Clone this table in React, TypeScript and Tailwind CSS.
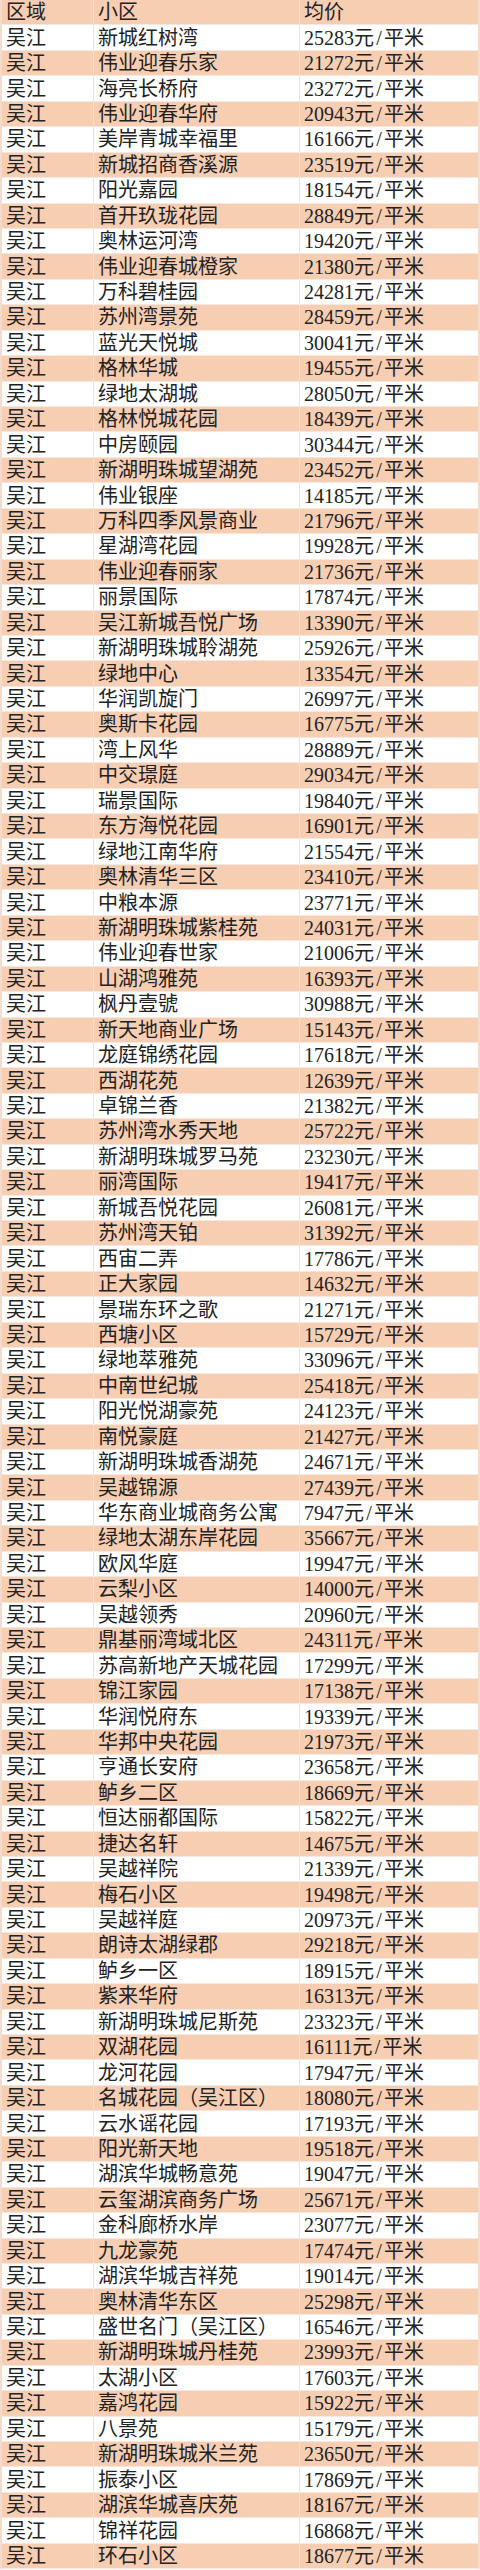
import React from "react";

const raw = `新城红树湾,25283
伟业迎春乐家,21272
海亮长桥府,23272
伟业迎春华府,20943
美岸青城幸福里,16166
新城招商香溪源,23519
阳光嘉园,18154
首开玖珑花园,28849
奥林运河湾,19420
伟业迎春城橙家,21380
万科碧桂园,24281
苏州湾景苑,28459
蓝光天悦城,30041
格林华城,19455
绿地太湖城,28050
格林悦城花园,18439
中房颐园,30344
新湖明珠城望湖苑,23452
伟业银座,14185
万科四季风景商业,21796
星湖湾花园,19928
伟业迎春丽家,21736
丽景国际,17874
吴江新城吾悦广场,13390
新湖明珠城聆湖苑,25926
绿地中心,13354
华润凯旋门,26997
奥斯卡花园,16775
湾上风华,28889
中交璟庭,29034
瑞景国际,19840
东方海悦花园,16901
绿地江南华府,21554
奥林清华三区,23410
中粮本源,23771
新湖明珠城紫桂苑,24031
伟业迎春世家,21006
山湖鸿雅苑,16393
枫丹壹號,30988
新天地商业广场,15143
龙庭锦绣花园,17618
西湖花苑,12639
卓锦兰香,21382
苏州湾水秀天地,25722
新湖明珠城罗马苑,23230
丽湾国际,19417
新城吾悦花园,26081
苏州湾天铂,31392
西宙二弄,17786
正大家园,14632
景瑞东环之歌,21271
西塘小区,15729
绿地萃雅苑,33096
中南世纪城,25418
阳光悦湖豪苑,24123
南悦豪庭,21427
新湖明珠城香湖苑,24671
吴越锦源,27439
华东商业城商务公寓,7947
绿地太湖东岸花园,35667
欧风华庭,19947
云梨小区,14000
吴越领秀,20960
鼎基丽湾域北区,24311
苏高新地产天城花园,17299
锦江家园,17138
华润悦府东,19339
华邦中央花园,21973
亨通长安府,23658
鲈乡二区,18669
恒达丽都国际,15822
捷达名轩,14675
吴越祥院,21339
梅石小区,19498
吴越祥庭,20973
朗诗太湖绿郡,29218
鲈乡一区,18915
紫来华府,16313
新湖明珠城尼斯苑,23323
双湖花园,16111
龙河花园,17947
名城花园（吴江区）,18080
云水谣花园,17193
阳光新天地,19518
湖滨华城畅意苑,19047
云玺湖滨商务广场,25671
金科廊桥水岸,23077
九龙豪苑,17474
湖滨华城吉祥苑,19014
奥林清华东区,25298
盛世名门（吴江区）,16546
新湖明珠城丹桂苑,23993
太湖小区,17603
嘉鸿花园,15922
八景苑,15179
新湖明珠城米兰苑,23650
振泰小区,17869
湖滨华城喜庆苑,18167
锦祥花园,16868
环石小区,18677`;

const rows = raw.split("\n").map((l) => {
  const [name, price] = l.split(",");
  return { name, price };
});

function Row({
  a,
  b,
  c,
  peach,
}: {
  a: string;
  b: string;
  c: React.ReactNode;
  peach: boolean;
}) {
  return (
    <div
      className={`flex h-[25.45px] items-center border-b border-[#f3e9e2] ${
        peach ? "bg-[#f8ceb3]" : "bg-white"
      }`}
    >
      <div className="flex h-full w-[92px] items-center border-r border-[#ebe3de] pl-[4px]">
        {a}
      </div>
      <div className="flex h-full w-[206px] items-center border-r border-[#ebe3de] pl-[4px]">
        {b}
      </div>
      <div className="flex h-full flex-1 items-center pl-[4px]">{c}</div>
    </div>
  );
}

function Price({ p }: { p: string }) {
  return (
    <span className="whitespace-nowrap">
      {p}元<span className="inline-block w-[10px] text-center">/</span>平米
    </span>
  );
}

export default function App() {
  return (
    <div
      className="w-[480px] overflow-hidden border-x-2 border-[#f3dccd] text-[20px] leading-none text-[#222]"
      style={{
        fontFamily: '"Liberation Serif", "Noto Sans CJK SC", serif',
      }}
    >
      <Row a="区域" b="小区" c="均价" peach={true} />
      {rows.map((r, i) => (
        <Row
          key={i}
          a="吴江"
          b={r.name}
          c={<Price p={r.price} />}
          peach={i % 2 === 1}
        />
      ))}
    </div>
  );
}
----------
▶ _Task details_:
Would you set down the listing exactly, omitting pictures?

▶ _The output_:
Clone this table in React, TypeScript and Tailwind CSS.
import React from "react";

const raw = `新城红树湾,25283
伟业迎春乐家,21272
海亮长桥府,23272
伟业迎春华府,20943
美岸青城幸福里,16166
新城招商香溪源,23519
阳光嘉园,18154
首开玖珑花园,28849
奥林运河湾,19420
伟业迎春城橙家,21380
万科碧桂园,24281
苏州湾景苑,28459
蓝光天悦城,30041
格林华城,19455
绿地太湖城,28050
格林悦城花园,18439
中房颐园,30344
新湖明珠城望湖苑,23452
伟业银座,14185
万科四季风景商业,21796
星湖湾花园,19928
伟业迎春丽家,21736
丽景国际,17874
吴江新城吾悦广场,13390
新湖明珠城聆湖苑,25926
绿地中心,13354
华润凯旋门,26997
奥斯卡花园,16775
湾上风华,28889
中交璟庭,29034
瑞景国际,19840
东方海悦花园,16901
绿地江南华府,21554
奥林清华三区,23410
中粮本源,23771
新湖明珠城紫桂苑,24031
伟业迎春世家,21006
山湖鸿雅苑,16393
枫丹壹號,30988
新天地商业广场,15143
龙庭锦绣花园,17618
西湖花苑,12639
卓锦兰香,21382
苏州湾水秀天地,25722
新湖明珠城罗马苑,23230
丽湾国际,19417
新城吾悦花园,26081
苏州湾天铂,31392
西宙二弄,17786
正大家园,14632
景瑞东环之歌,21271
西塘小区,15729
绿地萃雅苑,33096
中南世纪城,25418
阳光悦湖豪苑,24123
南悦豪庭,21427
新湖明珠城香湖苑,24671
吴越锦源,27439
华东商业城商务公寓,7947
绿地太湖东岸花园,35667
欧风华庭,19947
云梨小区,14000
吴越领秀,20960
鼎基丽湾域北区,24311
苏高新地产天城花园,17299
锦江家园,17138
华润悦府东,19339
华邦中央花园,21973
亨通长安府,23658
鲈乡二区,18669
恒达丽都国际,15822
捷达名轩,14675
吴越祥院,21339
梅石小区,19498
吴越祥庭,20973
朗诗太湖绿郡,29218
鲈乡一区,18915
紫来华府,16313
新湖明珠城尼斯苑,23323
双湖花园,16111
龙河花园,17947
名城花园（吴江区）,18080
云水谣花园,17193
阳光新天地,19518
湖滨华城畅意苑,19047
云玺湖滨商务广场,25671
金科廊桥水岸,23077
九龙豪苑,17474
湖滨华城吉祥苑,19014
奥林清华东区,25298
盛世名门（吴江区）,16546
新湖明珠城丹桂苑,23993
太湖小区,17603
嘉鸿花园,15922
八景苑,15179
新湖明珠城米兰苑,23650
振泰小区,17869
湖滨华城喜庆苑,18167
锦祥花园,16868
环石小区,18677`;

const rows = raw.split("\n").map((l) => {
  const [name, price] = l.split(",");
  return { name, price };
});

function Row({
  a,
  b,
  c,
  peach,
}: {
  a: string;
  b: string;
  c: React.ReactNode;
  peach: boolean;
}) {
  return (
    <div
      className={`flex h-[25.45px] items-center border-b border-[#f3e9e2] ${
        peach ? "bg-[#f8ceb3]" : "bg-white"
      }`}
    >
      <div className="flex h-full w-[92px] items-center border-r border-[#ebe3de] pl-[4px]">
        {a}
      </div>
      <div className="flex h-full w-[206px] items-center border-r border-[#ebe3de] pl-[4px]">
        {b}
      </div>
      <div className="flex h-full flex-1 items-center pl-[4px]">{c}</div>
    </div>
  );
}

function Price({ p }: { p: string }) {
  return (
    <span className="whitespace-nowrap">
      {p}元<span className="inline-block w-[10px] text-center">/</span>平米
    </span>
  );
}

export default function App() {
  return (
    <div
      className="w-[480px] overflow-hidden border-x-2 border-[#f3dccd] text-[20px] leading-none text-[#222]"
      style={{
        fontFamily: '"Liberation Serif", "Noto Sans CJK SC", serif',
      }}
    >
      <Row a="区域" b="小区" c="均价" peach={true} />
      {rows.map((r, i) => (
        <Row
          key={i}
          a="吴江"
          b={r.name}
          c={<Price p={r.price} />}
          peach={i % 2 === 1}
        />
      ))}
    </div>
  );
}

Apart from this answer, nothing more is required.